Merkez Bankası, yılın ikinci enflasyon raporunu açıkladı. Türkiye Cumhuriyet Merkez Bankası (TCMB) Başkanı Murat Çetinkaya, 2018 yıl sonu enflasyon tahminini yüzde 8,4 olarak güncelledi. Söz konusu tahminde petrol fiyatları ve döviz kuru kaynaklı gelişmelere bağlı olarak Türk Lirası cinsinden ithalat fiyatları varsayımının yukarı çekilmesi etkili oldu. Çetinkaya, “Bu yılı yüzde 7,2-9,6 aralığında kapatmayı bekliyoruz. Bu yılki orta noktası yüzde 8,4 olacak. 2019 sonunda ise orta noktası yüzde 6,5 olmak üzere enflasyonun yüzde 4,7-8,3 aralığında gerçekleşeceğini tahmin ediyoruz” dedi.
Para politikası kararları ve tedbirlerin etkisiyle enflasyonun tekrar düşüş eğilimine girmesinin beklendiğini ifade eden Çetinkaya, ülke risk priminin etkilerine de değindi. Çetinkaya, “Ülke risk priminde küresel ve yurt içi gelişmeler kaynaklı ilave bir artış olmadığı varsayımı altında, sıkı para politikası duruşunun kararlılıkla sürdürülmesinin yanı sıra iktisadi faaliyet ve kredi büyümesinin daha ılımlı bir büyüme patikasına yakınsaması 2018 yılında enflasyondaki düşüş sürecini destekleyecek” ifadelerini kullandı. Çetinkaya, üretici fiyatları kaynaklı maliyet baskıları ve güçlü seyreden talep koşullarının tüketici enflasyonu üzerinde etkili olmayı sürdürdüğünü de söyledi.
Çetinkaya, iş gücü piyasasındaki olumlu gelişmelerin desteğiyle tüketim harcamalarının birinci çeyrekte büyümeyi desteklemeyi sürdürdüğünü belirtti.
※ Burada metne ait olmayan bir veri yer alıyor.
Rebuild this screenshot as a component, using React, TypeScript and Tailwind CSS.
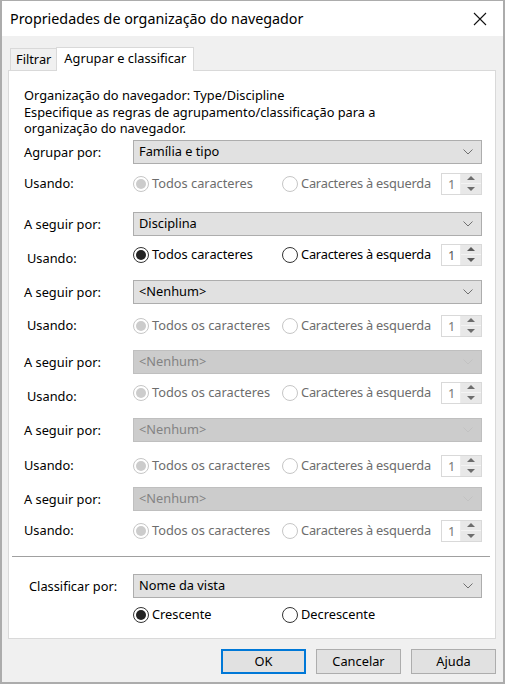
import React from 'react';

const font = { fontFamily: '"Noto Sans", "Segoe UI", sans-serif' };

function Chevron({ disabled }: { disabled?: boolean }) {
  return (
    <svg width="10" height="6" viewBox="0 0 10 6" className="shrink-0">
      <path d="M0.5 0.5 L5 5 L9.5 0.5" fill="none" stroke={disabled ? '#c2c2c2' : '#707070'} strokeWidth="1" />
    </svg>
  );
}

function Dropdown({ value, disabled }: { value: string; disabled?: boolean }) {
  return (
    <div
      className={
        'ml-[124px] mr-[13px] h-[24px] flex items-center justify-between pl-[5px] pr-[8px] border ' +
        (disabled ? 'bg-[#cccccc] border-[#bfbfbf] text-[#838383]' : 'bg-[#e1e1e1] border-[#adadad] text-black')
      }
    >
      <span>{value}</span>
      <Chevron disabled={disabled} />
    </div>
  );
}

function Radio({ checked, disabled }: { checked?: boolean; disabled?: boolean }) {
  return (
    <span
      className={
        'w-[16px] h-[16px] rounded-full border flex items-center justify-center shrink-0 bg-white ' +
        (disabled ? 'border-[#c6c6c6]' : 'border-[#333333]')
      }
    >
      {checked && (
        <span className={'w-[10px] h-[10px] rounded-full ' + (disabled ? 'bg-[#cccccc]' : 'bg-[#222222]')} />
      )}
    </span>
  );
}

function Spinner({ disabled }: { disabled?: boolean }) {
  const arrow = disabled ? '#6d6d6d' : '#5a5a5a';
  return (
    <div className="ml-auto mr-[13px] w-[41px] h-[22px] border border-[#d9d9d9] bg-white flex">
      <span className={'flex-1 pl-[6px] leading-[20px] ' + (disabled ? 'text-[#7a7a7a]' : 'text-[#5a5a5a]')}>1</span>
      <div className="w-[21px] flex flex-col border-l border-[#ececec]">
        <div className="flex-1 bg-[#e8e8e8] border-b border-[#f4f4f4] flex items-center justify-center">
          <svg width="8" height="4" viewBox="0 0 8 4"><path d="M0 4 L4 0 L8 4 Z" fill={arrow} /></svg>
        </div>
        <div className="flex-1 bg-[#e8e8e8] flex items-center justify-center">
          <svg width="8" height="4" viewBox="0 0 8 4"><path d="M0 0 L4 4 L8 0 Z" fill={arrow} /></svg>
        </div>
      </div>
    </div>
  );
}

function UsingRow({
  first,
  disabled,
  labelX,
  labelDrop,
  top,
}: {
  first: string;
  disabled?: boolean;
  labelX: number;
  labelDrop?: boolean;
  top: string;
}) {
  const txt = disabled ? 'text-[#6d6d6d]' : 'text-black';
  return (
    <div className={'h-[22px] flex items-center ' + top}>
      <span
        className={'w-[124px] text-black ' + (labelX === 27 ? 'pl-[18px] ' : 'pl-[15px] ') + (labelDrop ? 'pt-[8px]' : '')}
      >
        Usando:
      </span>
      <div className="w-[149px] flex items-center gap-[3px]">
        <Radio checked disabled={disabled} />
        <span className={txt}>{first}</span>
      </div>
      <div className="flex items-center gap-[3px]">
        <Radio disabled={disabled} />
        <span className={txt + ' tracking-[-0.2px]'}>Caracteres à esquerda</span>
      </div>
      <Spinner disabled={disabled} />
    </div>
  );
}

function DropRow({ label, value, disabled, top }: { label: string; value: string; disabled?: boolean; top: string }) {
  return (
    <div className={'relative ' + top}>
      <span className="absolute left-[15px] top-0 leading-[24px] text-black">{label}</span>
      <Dropdown value={value} disabled={disabled} />
    </div>
  );
}

function Button({ children, primary }: { children: React.ReactNode; primary?: boolean }) {
  return (
    <button
      className={
        'w-[85px] h-[25px] bg-[#e1e1e1] text-black flex items-center justify-center ' +
        (primary ? 'border-2 border-[#0078d7]' : 'border border-[#adadad]')
      }
    >
      {children}
    </button>
  );
}

export default function App() {
  return (
    <div
      style={font}
      className="w-[505px] h-[684px] flex flex-col bg-[#f0f0f0] border-x-2 border-t border-b-2 border-[#acacac] text-[12.8px] text-black overflow-hidden"
    >
      {/* Title bar */}
      <div className="h-[35px] bg-white flex items-center justify-between pl-[8px] pr-[16px] shrink-0">
        <span className="text-[14.3px] text-black">Propriedades de organização do navegador</span>
        <svg width="14" height="14" viewBox="0 0 14 14">
          <path d="M1 1 L13 13 M13 1 L1 13" stroke="#111" strokeWidth="1.1" />
        </svg>
      </div>

      {/* Tabs */}
      <div className="flex items-end pl-[8px] pt-[9px] h-[34px] shrink-0">
        <div className="h-[22px] px-[5px] flex items-center border border-b-0 border-[#d9d9d9] bg-[#f0f0f0] -mr-px">
          Filtrar
        </div>
        <div className="h-[24px] px-[7px] flex items-center border border-b-0 border-[#d9d9d9] bg-white relative z-10 -mb-px pb-[2px]">
          Agrupar e classificar
        </div>
      </div>

      {/* Panel */}
      <div className="ml-[6px] w-[488px] h-[569px] bg-white border border-[#d9d9d9] shrink-0 flex flex-col">
        <div className="pl-[15px] pt-[16px] leading-[16.5px]">
          <div>Organização do navegador: Type/Discipline</div>
          <div>Especifique as regras de agrupamento/classificação para a</div>
          <div>organização do navegador.</div>
        </div>

        <DropRow label="Agrupar por:" value="Família e tipo" top="mt-[3px]" />
        <UsingRow first="Todos caracteres" disabled labelX={24} top="mt-[9px]" />

        <DropRow label="A seguir por:" value="Disciplina" top="mt-[17px]" />
        <UsingRow first="Todos caracteres" labelX={27} labelDrop top="mt-[8px]" />

        <DropRow label="A seguir por:" value="<Nenhum>" top="mt-[14px]" />
        <UsingRow first="Todos os caracteres" disabled labelX={27} top="mt-[11px]" />

        <DropRow label="A seguir por:" value="<Nenhum>" disabled top="mt-[13px]" />
        <UsingRow first="Todos os caracteres" disabled labelX={27} labelDrop top="mt-[8px]" />

        <DropRow label="A seguir por:" value="<Nenhum>" disabled top="mt-[14px]" />
        <UsingRow first="Todos os caracteres" disabled labelX={24} top="mt-[13px]" />

        <DropRow label="A seguir por:" value="<Nenhum>" disabled top="mt-[10px]" />
        <UsingRow first="Todos os caracteres" disabled labelX={24} top="mt-[9px]" />

        <div className="mt-[14px] ml-[3px] mr-[5px] border-t border-[#a0a0a0]" />

        <div className="relative mt-[17px]">
          <span className="absolute left-[20px] top-0 leading-[24px]">Classificar por:</span>
          <Dropdown value="Nome da vista" />
        </div>

        <div className="mt-[8px] ml-[124px] flex items-center h-[18px]">
          <div className="w-[149px] flex items-center gap-[3px]">
            <Radio checked />
            <span>Crescente</span>
          </div>
          <div className="flex items-center gap-[3px]">
            <Radio />
            <span>Decrescente</span>
          </div>
        </div>
      </div>

      {/* Buttons */}
      <div className="flex justify-end gap-[10px] pr-[7px] mt-[10px]">
        <Button primary>OK</Button>
        <Button>Cancelar</Button>
        <Button>Ajuda</Button>
      </div>
    </div>
  );
}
Çetinkaya, kapasite kullanımının yüksek seyrettiği sektörlerde makine teçhizat yatırımlarının hızlandığını ve net ihracatın dönemlik büyümeye katkısının arttığını tahmin ettiklerini de dile getirdi.
TCMB Başkanı Çetinkaya, konuşmasının "Para Politikası Uygulamaları ve Parasal Koşullar" bölümünde, ilave sıkılaştırmanın masada olduğunu kaydetti. Çetinkaya, “Para politikası duruşunun sıkılığının giderek daha net görüldüğünü gözlüyoruz. Net olarak ihtiyaç duyulduğunda para politikasının sıkılığını daha da artırabilecek bir noktadayız” dedi.
Kredilere de değinen Çetinkaya, “Ticari kredi büyüme oranları tarihsel ortalamalara yakınsıyor. Benzer bir yavaşlama eğilimini tüketici kredilerinde de görüyoruz. Finansal koşulları belirleyen tüm unsurları topluca değerlendirdiğimizde, finansal koşulların yılın birinci çeyreğinde bir miktar sıkılaşmış olduğunu gözlemliyoruz” şeklinde konuştu.